Is a static IP worth it for gaming?

For playing games, no — the networking experience is identical on static or dynamic, because you’re a client making outbound connections either way. For hosting a game server that friends connect to, a static IP (or Dynamic DNS) matters because people need a reliable target. Most home gamers are fine with dynamic.

Does a VPN give me a static IP?

Usually the opposite. Consumer VPN providers rotate you through shared IPs by design, so the IP you appear as can change every connection. A few providers offer “dedicated IP” plans for an extra fee — that IP is stable, but it’s still shared only with you by the VPN provider, not something your own ISP owns.
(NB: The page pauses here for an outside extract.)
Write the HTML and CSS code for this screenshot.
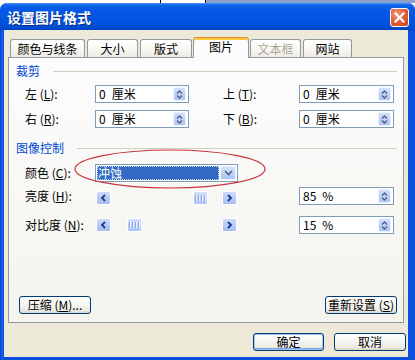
FILE: index.html
```html
<!DOCTYPE html>
<html lang="zh-CN">
<head>
<meta charset="utf-8">
<title>设置图片格式</title>
<link rel="stylesheet" href="styles.css">
</head>
<body>
<div class="top-strip"><span class="seg-a"></span><span class="seg-line"></span><span class="seg-b"></span><span class="seg-line"></span><span class="seg-c"></span></div>
<div class="window">
  <div class="titlebar">
    <span class="title">设置图片格式</span>
    <span class="close"><svg width="11" height="11" viewBox="0 0 11 11"><path d="M1.5 1.5 L9.5 9.5 M9.5 1.5 L1.5 9.5" stroke="#fff" stroke-width="2.2" stroke-linecap="square"/></svg></span>
  </div>
  <div class="frame">
    <div class="client">
      <div class="tabs">
        <div class="tab t1">颜色与线条</div>
        <div class="tab t2">大小</div>
        <div class="tab t3">版式</div>
        <div class="tab sel">图片</div>
        <div class="tab t5 disabled">文本框</div>
        <div class="tab t6">网站</div>
      </div>
      <div class="panel">
        <div class="group-head h1"><span class="gh-text">裁剪</span><span class="gh-line"></span></div>
        <div class="row crop r1">
          <label class="lbl">左 (<u>L</u>):</label>
          <div class="field w94"><span class="val">0&#8194;厘米</span><span class="spin"><svg width="11" height="13" viewBox="0 0 11 13"><path d="M3 5.5 L5.5 3 L8 5.5 M3 7.5 L5.5 10 L8 7.5" fill="none" stroke="#4d6185" stroke-width="1.4"/></svg></span></div>
          <span class="gap34"></span>
          <label class="lbl w76">上 (<u>T</u>):</label>
          <div class="field w95"><span class="val">0&#8194;厘米</span><span class="spin"><svg width="11" height="13" viewBox="0 0 11 13"><path d="M3 5.5 L5.5 3 L8 5.5 M3 7.5 L5.5 10 L8 7.5" fill="none" stroke="#4d6185" stroke-width="1.4"/></svg></span></div>
        </div>
        <div class="row crop r2">
          <label class="lbl">右 (<u>R</u>):</label>
          <div class="field w94"><span class="val">0&#8194;厘米</span><span class="spin"><svg width="11" height="13" viewBox="0 0 11 13"><path d="M3 5.5 L5.5 3 L8 5.5 M3 7.5 L5.5 10 L8 7.5" fill="none" stroke="#4d6185" stroke-width="1.4"/></svg></span></div>
          <span class="gap34"></span>
          <label class="lbl w76">下 (<u>B</u>):</label>
          <div class="field w95"><span class="val">0&#8194;厘米</span><span class="spin"><svg width="11" height="13" viewBox="0 0 11 13"><path d="M3 5.5 L5.5 3 L8 5.5 M3 7.5 L5.5 10 L8 7.5" fill="none" stroke="#4d6185" stroke-width="1.4"/></svg></span></div>
        </div>
        <div class="group-head h2"><span class="gh-text">图像控制</span><span class="gh-line"></span></div>
        <div class="row ctl r-color">
          <label class="lbl">颜色 (<u>C</u>):</label>
          <div class="combo"><span class="combo-sel">冲蚀</span><span class="drop"><svg width="9" height="6" viewBox="0 0 9 6"><path d="M1 1 L4.5 4.5 L8 1" fill="none" stroke="#4d6185" stroke-width="1.6"/></svg></span></div>
        </div>
        <div class="row ctl r-bright">
          <label class="lbl">亮度 (<u>H</u>):</label>
          <div class="scroll end">
            <span class="sbtn"><svg width="7" height="8" viewBox="0 0 7 8"><path d="M5 1 L2 4 L5 7" fill="none" stroke="#1d3b8a" stroke-width="1.8"/></svg></span>
            <span class="track"><span class="thumb" style="left:82px"><i></i><i></i><i></i><i></i></span></span>
            <span class="sbtn"><svg width="7" height="8" viewBox="0 0 7 8"><path d="M2 1 L5 4 L2 7" fill="none" stroke="#1d3b8a" stroke-width="1.8"/></svg></span>
          </div>
          <div class="field w95 push"><span class="val">85&#8194;%</span><span class="spin"><svg width="11" height="13" viewBox="0 0 11 13"><path d="M3 5.5 L5.5 3 L8 5.5 M3 7.5 L5.5 10 L8 7.5" fill="none" stroke="#4d6185" stroke-width="1.4"/></svg></span></div>
        </div>
        <div class="row ctl r-contrast">
          <label class="lbl">对比度 (<u>N</u>):</label>
          <div class="scroll">
            <span class="sbtn"><svg width="7" height="8" viewBox="0 0 7 8"><path d="M5 1 L2 4 L5 7" fill="none" stroke="#1d3b8a" stroke-width="1.8"/></svg></span>
            <span class="track"><span class="thumb" style="left:16px"><i></i><i></i><i></i><i></i></span></span>
            <span class="sbtn"><svg width="7" height="8" viewBox="0 0 7 8"><path d="M2 1 L5 4 L2 7" fill="none" stroke="#1d3b8a" stroke-width="1.8"/></svg></span>
          </div>
          <div class="field w95 push"><span class="val">15&#8194;%</span><span class="spin"><svg width="11" height="13" viewBox="0 0 11 13"><path d="M3 5.5 L5.5 3 L8 5.5 M3 7.5 L5.5 10 L8 7.5" fill="none" stroke="#4d6185" stroke-width="1.4"/></svg></span></div>
        </div>
        <div class="panel-actions">
          <button class="btn">压缩 (<u>M</u>)...</button>
          <button class="btn">重新设置 (<u>S</u>)</button>
        </div>
      </div>
      <div class="actions">
        <button class="btn default">确定</button>
        <button class="btn">取消</button>
      </div>
    </div>
  </div>
  <svg class="annotation" width="196" height="44" viewBox="0 0 196 44"><ellipse cx="98" cy="22" rx="95" ry="19" fill="none" stroke="#c8333a" stroke-width="1.2"/></svg>
</div>
</body>
</html>
```
FILE: styles.css
```css
html, body {
  margin: 0;
  padding: 0;
  background: #ffffff;
}
body {
  width: 415px;
  height: 360px;
  overflow: hidden;
  font-family: "Noto Sans CJK SC", "Liberation Sans", sans-serif;
  font-size: 12px;
  line-height: 14px;
  color: #000;
}
.top-strip {
  display: flex;
  height: 3px;
}
.seg-a { width: 160px; background: #fff; }
.seg-line { width: 1px; background: #000; }
.seg-b { width: 44px; background: #fff; }
.seg-c { flex: 1; background: #8fa2cc; }

.window {
  position: relative;
  height: 357px;
  display: flex;
  flex-direction: column;
  background: #0b48d6;
  border-radius: 7px 7px 0 0;
}
.titlebar {
  height: 27px;
  display: flex;
  align-items: center;
  padding: 0 6px 0 7px;
  border-radius: 7px 7px 0 0;
  background: linear-gradient(180deg, #4a95f7 0px, #1167ea 2px, #0659e6 6px, #0055e3 14px, #0052dc 22px, #0043c2 27px);
}
.title {
  color: #fff;
  font-weight: bold;
  font-size: 14px;
  text-shadow: 1px 1px 0 #0b2a86;
}
.close {
  margin-left: auto;
  margin-top: 2px;
  width: 19px;
  height: 19px;
  box-sizing: border-box;
  border: 1px solid #fff;
  border-radius: 3px;
  background: radial-gradient(circle at 35% 30%, #f19a7a 0, #e2613f 45%, #c9431f 100%);
  display: flex;
  align-items: center;
  justify-content: center;
}
.frame {
  flex: 1;
  display: flex;
  padding: 0 7px 3px 4px;
  background: linear-gradient(90deg, #0a3fcc 0, #1660ea 2px, #0b50dc 4px);
}
.client {
  flex: 1;
  display: flex;
  flex-direction: column;
  background: #ece9d8;
}

/* tabs */
.tabs {
  display: flex;
  align-items: flex-end;
  gap: 2px;
  height: 20px;
  margin-top: 7px;
  padding-left: 6px;
}
.tab {
  height: 18px;
  box-sizing: border-box;
  border: 1px solid #919b9c;
  border-bottom: none;
  border-radius: 3px 3px 0 0;
  background: linear-gradient(180deg, #ffffff 0, #fafaf8 40%, #ecebe4 100%);
  display: flex;
  align-items: center;
  justify-content: center;
  padding-top: 1px;
}
.t1 { width: 75px; }
.t2 { width: 51px; }
.t3 { width: 52px; }
.t5 { width: 51px; margin-left: -1px; }
.t6 { width: 49px; }
.tab.sel {
  width: 56px;
  height: 21px;
  margin-left: -1px;
  margin-bottom: -1px;
  position: relative;
  z-index: 1;
  border-top: 1px solid #e68b2c;
  background: #fcfcfe;
  box-shadow: inset 0 2px 0 #ffc73c;
  padding-top: 0;
  padding-bottom: 2px;
}
.tab.disabled { color: #aca899; }

/* panel */
.panel {
  height: 266px;
  box-sizing: border-box;
  margin: 0 4px;
  border: 1px solid #919b9c;
  background: linear-gradient(180deg, #fcfcfe 0, #f8f8f5 50%, #f4f3ee 100%);
  display: flex;
  flex-direction: column;
}
.group-head {
  display: flex;
  align-items: center;
  height: 14px;
  padding: 0 6px 0 7px;
}
.group-head.h1 { margin-top: 6px; }
.group-head.h2 { margin-top: 13px; }
.gh-text {
  color: #0046d5;
}
.gh-line {
  flex: 1;
  height: 1px;
  margin-left: 13px;
  background: #d0d0bf;
}
.row {
  display: flex;
  align-items: center;
  height: 18px;
  padding: 0 9px 0 16px;
}
.crop.r1 { margin-top: 7px; }
.crop.r2 { margin-top: 7px; }
.r-color { margin-top: 9px; }
.r-bright { margin-top: 5px; }
.r-contrast { margin-top: 11px; }
.lbl {
  width: 70px;
  flex: none;
  white-space: nowrap;
}
.lbl.w76 { width: 76px; }
.gap34 { width: 34px; flex: none; }
.field {
  height: 18px;
  box-sizing: border-box;
  border: 1px solid #7f9db9;
  background: #fff;
  display: flex;
  align-items: center;
  padding-left: 3px;
  flex: none;
}
.field.w94 { width: 94px; }
.field.w95 { width: 95px; }
.field.push { margin-left: auto; }
.val { white-space: pre; }
.spin {
  margin-left: auto;
  margin-right: 2px;
  width: 13px;
  height: 14px;
  box-sizing: border-box;
  border: 1px solid #eef2fd;
  border-radius: 2px;
  background: linear-gradient(180deg, #d5e1fd 0, #c0d1f9 50%, #afc4f3 100%);
  display: flex;
  align-items: center;
  justify-content: center;
}

.combo {
  width: 143px;
  height: 18px;
  box-sizing: border-box;
  border: 1px solid #7f9db9;
  background: #fff;
  display: flex;
  padding: 1px;
  gap: 1px;
  flex: none;
}
.combo-sel {
  flex: 1;
  background: #316ac5;
  color: #fff;
  padding-left: 1px;
  outline: 1px dotted #c8d6ee;
  outline-offset: -1px;
  line-height: 14px;
}
.drop {
  width: 16px;
  box-sizing: border-box;
  border: 1px solid #eef2fd;
  border-radius: 2px;
  background: linear-gradient(180deg, #d5e1fd 0, #c0d1f9 50%, #afc4f3 100%);
  display: flex;
  align-items: center;
  justify-content: center;
}

.scroll {
  width: 141px;
  height: 14px;
  margin-left: 1px;
  display: flex;
  background: #f6f6f2;
  flex: none;
}
.scroll.end { align-self: flex-end; }
.sbtn {
  width: 15px;
  box-sizing: border-box;
  border: 1px solid #fff;
  border-radius: 2px;
  background: linear-gradient(180deg, #cddbfc 0, #b7cbf7 55%, #a6bdf1 100%);
  display: flex;
  align-items: center;
  justify-content: center;
  flex: none;
}
.track {
  flex: 1;
  position: relative;
}
.thumb {
  position: absolute;
  top: 0;
  bottom: 0;
  width: 15px;
  box-sizing: border-box;
  border: 1px solid #fff;
  border-radius: 2px;
  background: linear-gradient(180deg, #d3e0fd 0, #bfd1fa 55%, #b0c6f5 100%);
  display: flex;
  align-items: center;
  justify-content: center;
  gap: 1px;
}
.thumb i {
  width: 1px;
  height: 6px;
  background: #8ca6e4;
  border-right: 1px solid #eef3fe;
}

.panel-actions {
  margin-top: auto;
  margin-bottom: 8px;
  display: flex;
  justify-content: space-between;
  padding: 0 6px 0 10px;
}
.btn {
  height: 18px;
  width: 72px;
  box-sizing: border-box;
  border: 1px solid #003c74;
  border-radius: 3px;
  background: linear-gradient(180deg, #ffffff 0, #f7f7f4 40%, #ebeae4 85%, #d8d3c9 100%);
  font: inherit;
  color: #000;
  padding: 0;
  line-height: 14px;
  white-space: nowrap;
}
.actions {
  display: flex;
  justify-content: flex-end;
  gap: 10px;
  margin-top: 10px;
  padding-right: 2px;
}
.actions .btn { width: 71px; }
.actions .btn + .btn { width: 72px; }
.btn.default {
  box-shadow: inset 0 0 0 1px #a6c2f3, inset 0 -1px 0 1px #7ea1e6;
}

.annotation {
  position: absolute;
  left: 72px;
  top: 144px;
}
```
If you need a truly static IP on the origin side, a VPS with its own IP is usually a cheaper and cleaner approach.

Will my dynamic IP change when I reboot my router?

Sometimes. It depends on whether your lease has expired and whether your ISP’s DHCP server reassigns pool addresses aggressively. On many ISPs a reboot during the lease window gives you the same IP back. On others, especially after longer off times, you’ll get a new one. The only way to know for sure is to check before and after.

Can my router make my internal IP static?

Yes — that’s called a “DHCP reservation”. In your router’s admin panel, you bind a device’s MAC address to a specific internal IP so it always gets the same address on your LAN. This is a different thing from an ISP static IP — it only affects the private IP inside your home, not the public IP facing the Internet. DHCP reservations are free and extremely useful for printers, NAS boxes, and smart-home hubs.